Film in Kansas City possesses a rich heritage and a large film community. Kansas City, Missouri and the surrounding Kansas City Metropolitan Area have often been a locale for Hollywood productions and television programming.

Film heritage
The focus on filmmaking in the Kansas City area more or less began in 1931 when University of Kansas advertising graduate F.O. Calvin founded the Calvin Company in Kansas City. Calvin, an industrial and educational film production company, grew from a small business located in a one-room office to becoming the largest industrial film producer and 16 mm lab in the world during the 1950s and 1960s. Calvin was throughout its life a technical innovator and creative force within the nontheatrical film industry, an early developer of 16 mm release printing and sound-on-film technology, and a prolific producer, winning several hundred film festival awards, until it ceased operations in the early 1980s. In total, by that time, Calvin had produced about 3,000 mostly short films. Calvin made promotional and advertising films for some of the largest Fortune 500 companies in the country, including DuPont, Goodyear Tire, Caterpillar, and General Mills. Calvin's impressively large studio and office headquarters was located at the corner of Truman and Troost roads in Kansas City and many of the company's productions were filmed in and around Kansas City, showing street scenes, local landmarks and activities. However, a great deal of filming was done on-location in other parts of the country or the world, especially in government and educational travelogue film projects.

In addition, local actors and actresses (particularly those with experience in community theater productions, local radio and television) were used by Calvin as actors in their films, and many aspiring, talented young film students and filmmakers from the Kansas City area were employed by Calvin as directors, writers, cameramen, editors, sound operators, etc., etc. Among these local filmmakers were Robert Altman, who was born and raised in Kansas City and who got his first filmmaking experience as a film director at the Calvin Company during the early 1950s. Altman directed about 60 to 65 25-to-30-minute industrial films for the company over a period of five or six years. After leaving the company, Altman produced, wrote, and directed his first feature film, a juvenile delinquency melodrama titled The Delinquents on-location in Kansas City in 1955, using local talent and crews (with the exception of lead actor and Hollywood performer Tom Laughlin, the future "Billy Jack"). It was this film that not only introduced Altman to Hollywood and positioned his foot firmly in Hollywood's door, and grossed $1,000 for distributor United Artists, that also opened people's minds up to possibilities of feature filmmaking in Kansas City. Following The Delinquents, local movie theater exhibitor Elmer Rhoden Jr. produced another film about juvenile delinquency, The Cool and the Crazy in 1958, using mostly local talent and crews once again.
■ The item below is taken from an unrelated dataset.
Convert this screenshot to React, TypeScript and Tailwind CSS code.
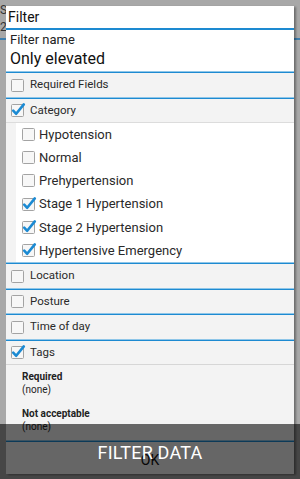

The film, with its rabid anti-marijuana message and over-the-top performance by Hollywood lead actor Scott Marlowe has attracted quite a cult following over the past few decades.

That first rapid tide of locally produced feature films ebbed for a while through the 1960s, although in nearby Lawrence, Kansas, industrial filmmaker Herk Harvey produced and directed the cult classic horror film Carnival of Souls. Harvey was a film director for Centron Corporation, a Lawrence-based industrial and educational film production company.

In 1967, Hollywood director Richard Brooks directed a feature film about the murder of the Kansas Clutter family, titled In Cold Blood, and filmed some scenes in and around Kansas City. This was another chance where the local acting talent, usually confined to industrial films, got to appear in feature films. Brooks and crew were very pleased by the outstanding acting talent to be found in Kansas City, and cast several locals in supporting speaking parts.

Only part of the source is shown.